In recital in Milano

2003-11-16 / Il Sole 24 Ore / Quirino Principe

Da Angela un grande Bach

Di Angela Hewitt, nata a Ottawa, avevamo sentito parlare in termini di ammirazione che avevamo sospettato eccessivi. Una sentenza emessa da “The Guardian” nel 2001, “la maggior pianista bachiana del nostro tempo”, non ci era andata a genio. Non ci sono mai piaciute, in materia d’arte e di musica, le proclamazioni di primato assoluto. Siamo convinti che i grandi e veri talenti crescano circondati dal silenzio, non perché lo meritino, ma poiché di solito vale l’inverso: il troppo clamore è quello dei fuochi d’artificio. Nel suo caso, in verità, non si trattava di clamore, ma di una convergenza di giudizi motivati. Sospettando indebiti i nostri sospetti, in assenza di un ascolto diretto, avevamo affidato una prima e approssimativa conoscenza alla discografia della pianista canadese. Delle registrazioni e soprattutto delle incisioni, come chiunque sa, si può tener conto nelle linee d’insieme, né può essere contraffatto dalla “riproducibilità tecnica” (così acutamente analizzata da Walter Benjamin più di settanta anni fa) il pensiero musicale di un interprete, o, spesso, l´assenza di un suo pensiero musicale. Ciò che può essere non proprio falsificato ma nascosto sono gli infiniti dettagli, i microscopici connotati che risultano decisivi.
Durante il concerto della Hewitt al Conservatorio di Milano per le “Serate Musicali”, l´ente che Hans Fazzari guida e inventa giorno per giorno meritando – è il momento di dirlo, una buona volta – assai più gratitudine di quanta la città non gliene renda, abbiamo finalmente osservato da vicino quei dettagli, di cui questa gran signora che ha della musica una visione cristallina ci offre un´evidenza difficilmente superabile. Detestiamo le enunciazioni di primati, ma nel suo caso la tentazione è forte. Grandissimo il suo Bach (la Englische Suite n.6 ), in cui la tecnica dominata con altissima scuola non era, come avviene per altri interpreti di primo rango, la base monumentale su cui si sparge il terreno da cui nascono il pensiero e la poesia, ma era essa stessa grazia e idea. Ascoltando, adattavamo alla Hewitt quello che Mallarmé fa dire a un suo enigmatico alter ego , questa pianista, mentre con i suoi disegna idee e forme simboliche, confessa silenziosamente di avere “lu tous les livres”, di essere passata attraverso i versi dei poeti, di avere letto i filosofi antichi. Una natura felice? Piuttosto un´artista che dà felicità ma è troppe nobile, troppe estranea a qualsiasi banalità e trivialítà per essere felice.

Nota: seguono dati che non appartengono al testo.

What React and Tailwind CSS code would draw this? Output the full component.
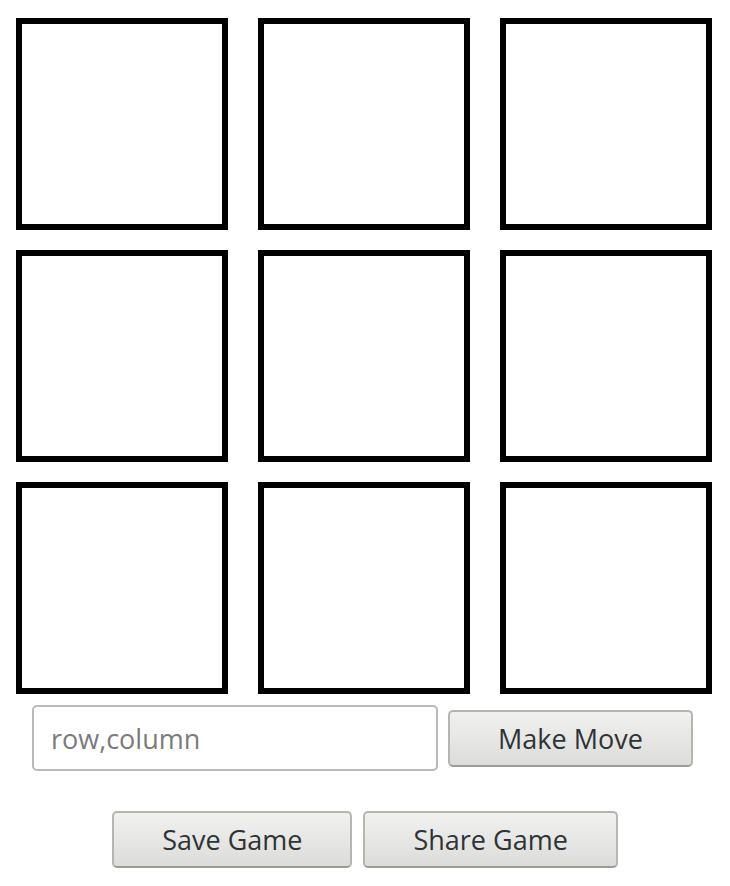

Per questo, sotto le sue dita la fantasiosa severità di Bach è stata la musica meno perturbante, mentre il pubblico è stato visibilmente scosso dal fascino argenteo di Louis Couperin e dalle pagine di Ravel e di Granados, che raramente, prima di ascoltare la Hewitt, avevamo sentite tanto distruttive per uno stato d´animo ragionevolmente tranquillo.